Um grande mito feminino
A exposição na Schirn Kunsthalle engloba cerca de 200 objetos elaborados por Yoko Ono no período que vai de 1955 até hoje, entre filmes, desenhos, fotos, textos e gravações sonoras. O visitante da mostra vai voltar no tempo, principalmente ao esplendor da contracultura dos anos 60, quando Yoko e Lennon reinavam como o casal mais badalado do universo pop, como uma dupla de militantes incansável e irreverente que propagava o pacifismo em happenings que escandalizavam a imprensa mais tradicional. Era a época de plena vigência das atrocidades norte-americanas na Guerra do Vietnã, quando a artista plástica japonesa e o músico britânico eram os cidadãos mais visados pela polícia dos EUA, país onde viviam.

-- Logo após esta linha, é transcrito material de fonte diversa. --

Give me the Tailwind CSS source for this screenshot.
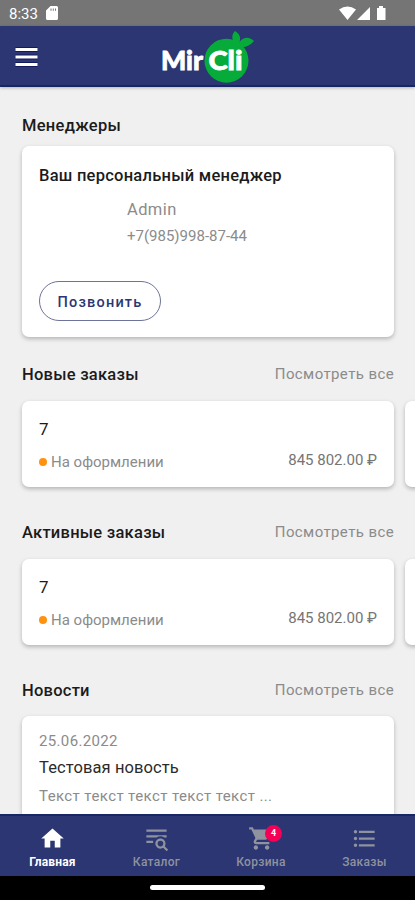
<!DOCTYPE html>
<html lang="ru">
<head>
<meta charset="utf-8">
<title>MirCli</title>
<script src="https://cdn.jsdelivr.net/npm/@tailwindcss/browser@4"></script>
</head>
<body class="bg-black">
<div class="w-[415px] h-[900px] flex flex-col overflow-hidden bg-[#f0f0f0] font-['Roboto',sans-serif] whitespace-nowrap">
  <div class="h-[26px] shrink-0 bg-[#757575] flex items-center text-white pl-[9px] pr-[28px]">
    <span class="text-[15px] leading-[26px] pt-[2px] w-[37px]">8:33</span>
    <svg class="w-[12px] h-[14px]" viewBox="0 0 12 14" fill="#fff"><path fill-rule="evenodd" d="M4.500 0H10.500Q12 0 12 1.500V12.500Q12 14 10.500 14H1.500Q0 14 0 12.500V4.500ZM4.500 2.500V4.800H5.500V2.500ZM6.800 2.500V4.800H7.800V2.500ZM9 2.500V4.800H10V2.500Z"/></svg>
    <svg class="ml-auto w-[48px] h-[16px]" viewBox="0 0 48 16" fill="#fff"><path d="M0 4.500Q8.500-1.500 17 4.500L8.500 15ZM18 15 31 2V15ZM38 3H40V1H44V3H46.500V15H38Z"/></svg>
  </div>
  <header class="h-[61px] shrink-0 bg-[#2b3672] border-b-2 border-[#182664] flex items-start pt-[5px] pl-[15px] relative shadow-[0_1px_3px_rgba(0,0,0,.25)]">
    <svg class="w-[23px] h-[21px] mt-[16px]" viewBox="0 0 23 21"><path d="M.5 2.500H22.500M.5 10H22.500M.5 17.500H22.500" stroke="#12195c" stroke-width="5"/><path d="M.5 2.500H22.500M.5 10H22.500M.5 17.500H22.500" stroke="#fff" stroke-width="2.800"/></svg>
    <svg class="ml-[122px] w-[96px] h-[54px]" viewBox="160 31 96 54">
      <circle cx="226.500" cy="60.700" r="22" fill="#07ab3a"/>
      <path d="M237 46C230 39 232 34 235 31C240 34 241 38 239.500 42C244 36 250 37 254 41C250 46 243 49 237 46Z" fill="#07ab3a"/>
      <text x="161" y="70" textLength="42" lengthAdjust="spacingAndGlyphs" fill="#fff" stroke="#fff" stroke-width=".8" class="font-['Lato',sans-serif] font-black text-[27px]">Mir</text>
      <text x="208.500" y="70" textLength="34" lengthAdjust="spacingAndGlyphs" fill="#fff" stroke="#fff" stroke-width=".8" class="font-['Lato',sans-serif] font-black text-[27px]">Cli</text>
    </svg>
  </header>
  <main class="h-[727px] shrink-0 overflow-hidden pl-[22px] text-[#8b8b8b]">
    <h2 class="mt-[29px] h-[20px] leading-[20px] text-[16.5px] tracking-[0.3px] font-medium text-[#1b1b1b]">Менеджеры</h2>
    <section class="mt-[10px] w-[372px] h-[191px] rounded-[7px] bg-white shadow-[0_2px_4px_rgba(0,0,0,.25)] pl-[17px] pt-[20px]">
      <h3 class="leading-[20px] text-[16.5px] tracking-[0.25px] font-medium text-[#1b1b1b]">Ваш персональный менеджер</h3>
      <p class="ml-[88px] mt-[14px] leading-[20px] text-[16.5px] tracking-[0.4px]">Admin</p>
      <p class="ml-[88px] mt-[6px] leading-[20px] text-[15px]">+7(985)998-87-44</p>
      <button class="mt-[35px] block w-[122px] h-[40px] rounded-full border border-[#6e7399] text-[#2b3674] text-[14.5px] font-medium tracking-[1.2px] pt-[4px]">Позвонить</button>
    </section>
    <div class="mt-[28px] w-[372px] h-[20px] flex justify-between leading-[20px]"><h2 class="text-[16.5px] tracking-[0.25px] font-medium text-[#1b1b1b]">Новые заказы</h2><a class="-mt-[1px] text-[15px] tracking-[0.4px]">Посмотреть все</a></div>
    <div class="mt-[16px] flex gap-[11px]">
      <section class="w-[372px] h-[86px] shrink-0 rounded-[7px] bg-white shadow-[0_2px_4px_rgba(0,0,0,.25)] px-[17px] pt-[17px]">
        <h3 class="leading-[22px] text-[17px] text-[#1b1b1b]">7</h3>
        <div class="mt-[12px] flex items-center leading-[20px] text-[15px]"><i class="w-[8px] h-[8px] rounded-full bg-[#ff9210] mr-[4px]"></i><span>На оформлении</span><span class="ml-auto -mt-[4px] text-[#757575]">845 802.00 ₽</span></div>
      </section>
      <section class="w-[372px] h-[86px] shrink-0 rounded-[7px] bg-white shadow-[0_2px_4px_rgba(0,0,0,.25)]"></section>
    </div>
    <div class="mt-[36px] w-[372px] h-[20px] flex justify-between leading-[20px]"><h2 class="text-[16.5px] tracking-[0.25px] font-medium text-[#1b1b1b]">Активные заказы</h2><a class="-mt-[1px] text-[15px] tracking-[0.4px]">Посмотреть все</a></div>
    <div class="mt-[16px] flex gap-[11px]">
      <section class="w-[372px] h-[86px] shrink-0 rounded-[7px] bg-white shadow-[0_2px_4px_rgba(0,0,0,.25)] px-[17px] pt-[17px]">
        <h3 class="leading-[22px] text-[17px] text-[#1b1b1b]">7</h3>
        <div class="mt-[12px] flex items-center leading-[20px] text-[15px]"><i class="w-[8px] h-[8px] rounded-full bg-[#ff9210] mr-[4px]"></i><span>На оформлении</span><span class="ml-auto -mt-[4px] text-[#757575]">845 802.00 ₽</span></div>
      </section>
      <section class="w-[372px] h-[86px] shrink-0 rounded-[7px] bg-white shadow-[0_2px_4px_rgba(0,0,0,.25)]"></section>
    </div>
    <div class="mt-[36px] w-[372px] h-[20px] flex justify-between leading-[20px]"><h2 class="text-[16.5px] tracking-[0.25px] font-medium text-[#1b1b1b]">Новости</h2><a class="-mt-[1px] text-[15px] tracking-[0.4px]">Посмотреть все</a></div>
    <section class="mt-[15px] w-[372px] h-[130px] rounded-[7px] bg-white shadow-[0_2px_4px_rgba(0,0,0,.25)] pl-[17px] pt-[15px]">
      <p class="leading-[20px] text-[15px] tracking-[0.35px]">25.06.2022</p>
      <h3 class="mt-[7px] leading-[20px] text-[16.5px] tracking-[0.1px] text-[#2b2b2b]">Тестовая новость</h3>
      <p class="mt-[8px] leading-[20px] text-[15px] tracking-[0.4px]">Текст текст текст текст текст ...</p>
    </section>
  </main>
  <nav class="h-[62px] shrink-0 bg-[#2b3672] border-t-2 border-[#182664] flex text-[#8f929f] text-[12px] leading-[14px] font-medium">
    <a class="w-[105px] shrink-0 flex flex-col items-center pt-[9px] text-white font-bold"><svg class="w-[27px] h-[27px] mb-[3px]" viewBox="0 0 24 24" fill="currentColor"><path d="M10 20v-6h4v6h5v-8h3L12 3 2 12h3v8z"/></svg><span class="tracking-[0.15px]">Главная</span></a>
    <a class="w-[103px] shrink-0 flex flex-col items-center pt-[9px]"><svg class="w-[27px] h-[27px] mb-[3px]" viewBox="0 0 24 24" fill="currentColor"><path d="M19.310 18.900L22.390 22L21 23.390L17.880 20.320C17.190 20.750 16.370 21 15.500 21C13 21 11 19 11 16.500C11 14 13 12 15.500 12C18 12 20 14 20 16.500C20 17.380 19.750 18.210 19.310 18.900M15.500 19A2.500 2.500 0 0 0 18 16.500A2.500 2.500 0 0 0 15.500 14A2.500 2.500 0 0 0 13 16.500A2.500 2.500 0 0 0 15.500 19M21 4V6H3V4H21M3 16V14H9V16H3M3 11V9H21V11H18.970C17.960 10.370 16.770 10 15.500 10C14.230 10 13.040 10.370 12.030 11H3Z"/></svg><span class="tracking-[0.3px]">Каталог</span></a>
    <a class="w-[106px] shrink-0 flex flex-col items-center pt-[9px] relative"><svg class="w-[27px] h-[27px] mb-[3px]" viewBox="0 0 24 24" fill="currentColor"><path d="M7 18c-1.100 0-1.990.9-1.990 2S5.900 22 7 22s2-.9 2-2-.9-2-2-2zM1 2v2h2l3.600 7.590-1.350 2.450c-.16.28-.25.61-.25.960 0 1.100.9 2 2 2h12v-2H7.420c-.14 0-.25-.11-.25-.25l.03-.12.9-1.630h7.450c.75 0 1.410-.41 1.750-1.030l3.580-6.490c.08-.14.12-.31.12-.48 0-.55-.45-1-1-1H5.210l-.94-2H1zm16 16c-1.100 0-1.990.9-1.990 2s.89 2 1.990 2 2-.9 2-2-.9-2-2-2z"/></svg><span class="tracking-[0.3px]">Корзина</span>
      <b class="absolute left-[57px] top-[9px] w-[17px] h-[17px] rounded-full bg-[#f50057] text-white text-[9px] leading-[17px] text-center">4</b></a>
    <a class="w-[101px] shrink-0 flex flex-col items-center pt-[9px]"><svg class="w-[27px] h-[27px] mb-[3px]" viewBox="0 0 24 24" fill="currentColor"><path d="M4 10.500c-.83 0-1.500.67-1.500 1.500s.67 1.500 1.500 1.500 1.500-.67 1.500-1.500-.67-1.500-1.500-1.500zm0-6c-.83 0-1.500.67-1.500 1.500S3.170 7.500 4 7.500 5.500 6.830 5.500 6 4.830 4.500 4 4.500zm0 12c-.83 0-1.500.68-1.500 1.500s.68 1.500 1.500 1.500 1.500-.68 1.500-1.500-.67-1.500-1.500-1.500zM7 19h14v-2H7v2zm0-6h14v-2H7v2zm0-8v2h14V5H7z"/></svg><span class="tracking-[0.3px]">Заказы</span></a>
  </nav>
  <div class="h-[24px] shrink-0 bg-black flex justify-center pt-[9px]"><div class="w-[115px] h-[5px] rounded-full bg-white"></div></div>
</div>
</body>
</html>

Os fãs de Lennon irão gostar especialmente dos objetos interativos, como a escada branca de Ceiling Paiting (Yes Painting), de 1966, aos pés da qual o beatle e sua futura musa iriam se conhecer na Indica Gallery, em Londres. Infelizmente o visitante da mostra não pode mais subir os degraus da escada, como na exposição original dos sixties, mas Yoko convida a fazê-lo (por escrito) em sua imaginação.
Outras peças de destaque são a incrível instalação Half-a-Room, que tem móveis e utensílios de uma imaginária casa, todos pela metade, desde o quadro pendurado na parede até o sapato de salto alto da dona, assim como a lata de lixo, as panelas e tudo o mais.
"Yoko Ono é uma figura mística, especial não só na cena das artes plásticas, mas também na música, no movimento pacifista e no feminismo. Todos a conhecem, mas só muito poucos sabem exatamente o quão espetacular é a obra artística que ela conseguiu criar. O aniversário de 80 anos dela nos proporciona a oportunidade ideal para mudar isso", afirmou o diretor da Schirn Kunsthalle, Max Hollein.
É muito curioso notar que, tanto na performance no Convento dos Dominicanos quanto no primeiro dia da retrospectiva em Frankfurt, havia uma presença maciça de espectadoras. Sim, Yoko Ono é um poderoso mito feminino que o tempo não desmanchou.